We can’t tell the camera what to do. Excuse me. One has to tell the camera what to do, and that is the best part of the process. It’s not the hike there or the long paddle or whatever. It’s looking through the viewfinder. And, as Robert Adams might say, creating order out of chaos. My sense of order tends toward beauty. Especially if I’m doing this project of the dying swamp, I should make my subject look its best. I don’t know how to take ugly photographs. It’s not something I really want to learn.

From a technical point of view, describe your approach using a medium format camera. Is there any particular aesthetic principle?
No, there isn’t. One of the things that makes it engaging for me is that I will paddle around a bend in the creek. And I’ve been on that creek many, many times over the course of 30 or 40 years, and I will see something that’s new to me, or it’s the light, or more trees have fallen into the creek and it looks different or better. It’s up to me to make a quick decision. Is it something that I’m going to photograph from the canoe? Hand-holding the heavy medium format camera and not have any stability because I’m in a canoe? Or am I going to paddle over somewhere or get in the water? Those are just logistical questions, but it helps me. I will immediately get the camera out–it’s in a dry box, at my knees–and look through the viewfinder and try to make sense of what I’m seeing and how I want to render it. The easier way of shooting is to only walk around on dry land, but you can’t always do that. There’s less and less dry land there. Then I can use a tripod and cable and make a 10-second exposure. The photographs made from the canoe are more shooting from the hip. You just get this very large, heavy camera and do your best.
In the book, you write about the fog, which obviously is so evocative and powerful ….
It is one of the reasons why I dealt with it in the text. When you’re shooting in the fog you’re going to get photographs that are less clear, obviously. At first I steered clear of the fog, but it’s there. I like to shoot the most down there in the winter, when the arc of the sun is lower in the sky. The swamp has no more trees. There was no shade, so that was a problem. But the fog is there, it’s a fact of life in the winter, in the swamp where it’s very humid and there’s this water that’s always pretty much 72 degrees. You can’t avoid it. I thought it was emblematic of this whole place disappearing.


God knows it’s a terrible rabbit hole talking about Florida politics or efforts to regulate anything in the state. Do you have any hopes that these images might make some positive impact?
I would love to have the photography in the project stimulate a lot of discussion.

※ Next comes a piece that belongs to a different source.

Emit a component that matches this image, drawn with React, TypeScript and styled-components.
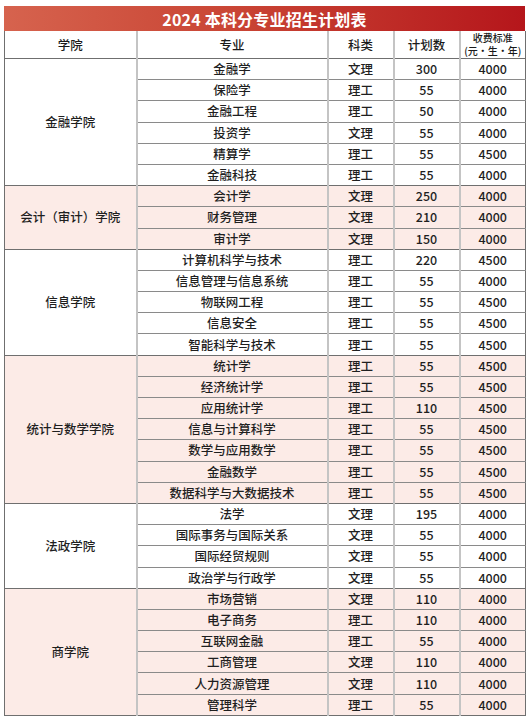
import React from 'react';
import styled, { createGlobalStyle } from 'styled-components';

interface Major {
  name: string;
  kind: string;
  plan: number;
  fee: number;
}

interface College {
  name: string;
  tinted: boolean;
  majors: Major[];
}

const colleges: College[] = [
  {
    name: '金融学院',
    tinted: false,
    majors: [
      { name: '金融学', kind: '文理', plan: 300, fee: 4000 },
      { name: '保险学', kind: '理工', plan: 55, fee: 4000 },
      { name: '金融工程', kind: '理工', plan: 50, fee: 4000 },
      { name: '投资学', kind: '文理', plan: 55, fee: 4000 },
      { name: '精算学', kind: '理工', plan: 55, fee: 4500 },
      { name: '金融科技', kind: '理工', plan: 55, fee: 4000 },
    ],
  },
  {
    name: '会计（审计）学院',
    tinted: true,
    majors: [
      { name: '会计学', kind: '文理', plan: 250, fee: 4000 },
      { name: '财务管理', kind: '文理', plan: 210, fee: 4000 },
      { name: '审计学', kind: '文理', plan: 150, fee: 4000 },
    ],
  },
  {
    name: '信息学院',
    tinted: false,
    majors: [
      { name: '计算机科学与技术', kind: '理工', plan: 220, fee: 4500 },
      { name: '信息管理与信息系统', kind: '理工', plan: 55, fee: 4000 },
      { name: '物联网工程', kind: '理工', plan: 55, fee: 4500 },
      { name: '信息安全', kind: '理工', plan: 55, fee: 4500 },
      { name: '智能科学与技术', kind: '理工', plan: 55, fee: 4500 },
    ],
  },
  {
    name: '统计与数学学院',
    tinted: true,
    majors: [
      { name: '统计学', kind: '理工', plan: 55, fee: 4500 },
      { name: '经济统计学', kind: '理工', plan: 55, fee: 4500 },
      { name: '应用统计学', kind: '理工', plan: 110, fee: 4500 },
      { name: '信息与计算科学', kind: '理工', plan: 55, fee: 4500 },
      { name: '数学与应用数学', kind: '理工', plan: 55, fee: 4500 },
      { name: '金融数学', kind: '理工', plan: 55, fee: 4500 },
      { name: '数据科学与大数据技术', kind: '理工', plan: 55, fee: 4500 },
    ],
  },
  {
    name: '法政学院',
    tinted: false,
    majors: [
      { name: '法学', kind: '文理', plan: 195, fee: 4000 },
      { name: '国际事务与国际关系', kind: '文理', plan: 55, fee: 4000 },
      { name: '国际经贸规则', kind: '文理', plan: 55, fee: 4000 },
      { name: '政治学与行政学', kind: '文理', plan: 55, fee: 4000 },
    ],
  },
  {
    name: '商学院',
    tinted: true,
    majors: [
      { name: '市场营销', kind: '文理', plan: 110, fee: 4000 },
      { name: '电子商务', kind: '理工', plan: 110, fee: 4000 },
      { name: '互联网金融', kind: '理工', plan: 55, fee: 4000 },
      { name: '工商管理', kind: '文理', plan: 110, fee: 4000 },
      { name: '人力资源管理', kind: '文理', plan: 110, fee: 4000 },
      { name: '管理科学', kind: '理工', plan: 55, fee: 4000 },
    ],
  },
];

const GlobalStyle = createGlobalStyle`
  html, body {
    margin: 0;
    padding: 0;
    background: #ffffff;
  }
  body {
    font-family: "Noto Sans CJK SC", "Noto Sans", sans-serif;
    color: #1f1f1f;
  }
`;

const Page = styled.div`
  padding: 6px 4px 0 4px;
  width: 521px;
`;

const TitleBar = styled.div`
  height: 25px;
  display: flex;
  align-items: center;
  justify-content: center;
  background: linear-gradient(90deg, #d6634e 0%, #c94434 45%, #b5161b 100%);
  color: #ffffff;
  font-size: 16px;
  font-weight: 700;
  letter-spacing: 0.2px;
`;

const Table = styled.table`
  width: 521px;
  border-collapse: collapse;
  table-layout: fixed;
  border-left: 1px solid #6f6f6f;
  border-right: 1px solid #6f6f6f;
  border-bottom: 1px solid #6f6f6f;
`;

const HeadCell = styled.th`
  height: 27px;
  padding: 0;
  font-size: 12.5px;
  line-height: 14px;
  font-weight: 500;
  color: #1a1a1a;
  text-align: center;
  border-right: 2px solid #c4c4c4;
  border-bottom: 1px solid #6f6f6f;
  &:last-child {
    border-right: none;
  }
`;

const HeadStack = styled.div`
  display: flex;
  flex-direction: column;
  align-items: center;
  gap: 1px;
`;

const HeadLine = styled.span`
  font-size: 10px;
  line-height: 12px;
  white-space: nowrap;
`;

const Row = styled.tr<{ $tinted: boolean; $groupStart: boolean }>`
  height: 21.2px;
  background: ${p => (p.$tinted ? '#fcebe7' : '#ffffff')};
  border-top: 1px solid ${p => (p.$groupStart ? '#6f6f6f' : '#8a8a8a')};
`;

const Cell = styled.td`
  padding: 0;
  font-size: 12.5px;
  line-height: 14px;
  font-weight: 500;
  text-align: center;
  color: #1f1f1f;
  border-right: 2px solid #c4c4c4;
  white-space: nowrap;
  &:last-child {
    border-right: none;
  }
`;

export default function App() {
  return (
    <Page>
      <GlobalStyle />
      <TitleBar>2024 本科分专业招生计划表</TitleBar>
      <Table>
        <colgroup>
          <col style={{ width: 132 }} />
          <col style={{ width: 191 }} />
          <col style={{ width: 66 }} />
          <col style={{ width: 66 }} />
          <col style={{ width: 66 }} />
        </colgroup>
        <thead>
          <tr>
            <HeadCell>学院</HeadCell>
            <HeadCell>专业</HeadCell>
            <HeadCell>科类</HeadCell>
            <HeadCell>计划数</HeadCell>
            <HeadCell>
              <HeadStack>
                <HeadLine>收费标准</HeadLine>
                <HeadLine>(元·生·年)</HeadLine>
              </HeadStack>
            </HeadCell>
          </tr>
        </thead>
        <tbody>
          {colleges.map(college =>
            college.majors.map((m, i) => (
              <Row key={college.name + m.name} $tinted={college.tinted} $groupStart={i === 0}>
                {i === 0 && <Cell rowSpan={college.majors.length}>{college.name}</Cell>}
                <Cell>{m.name}</Cell>
                <Cell>{m.kind}</Cell>
                <Cell>{m.plan}</Cell>
                <Cell>{m.fee}</Cell>
              </Row>
            ))
          )}
        </tbody>
      </Table>
    </Page>
  );
}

It’s disappointing to me that the state—with all the science they put into water management, districts and boards and the policy for when the state will allow a property owner to extract water and when they won’t—to know that this was allowed to happen. My purpose beginning was nebulous to me. I felt like I needed to say goodbye to the place and to close the book on all the nice old photographs that I had done. Once I started the book, the press and I realized all those old photographs, when used side by side, can be really useful. I said, “Yeah, I know.” So we did. The thing I was most concerned with, since I was shocked by it, was to make it clear that this is happening now. It’s real. It’s now. And this is what it looks like. This is all film. There’s no retouching. This is truthful and accurate. I felt that it was important that others see it and know that this is happening.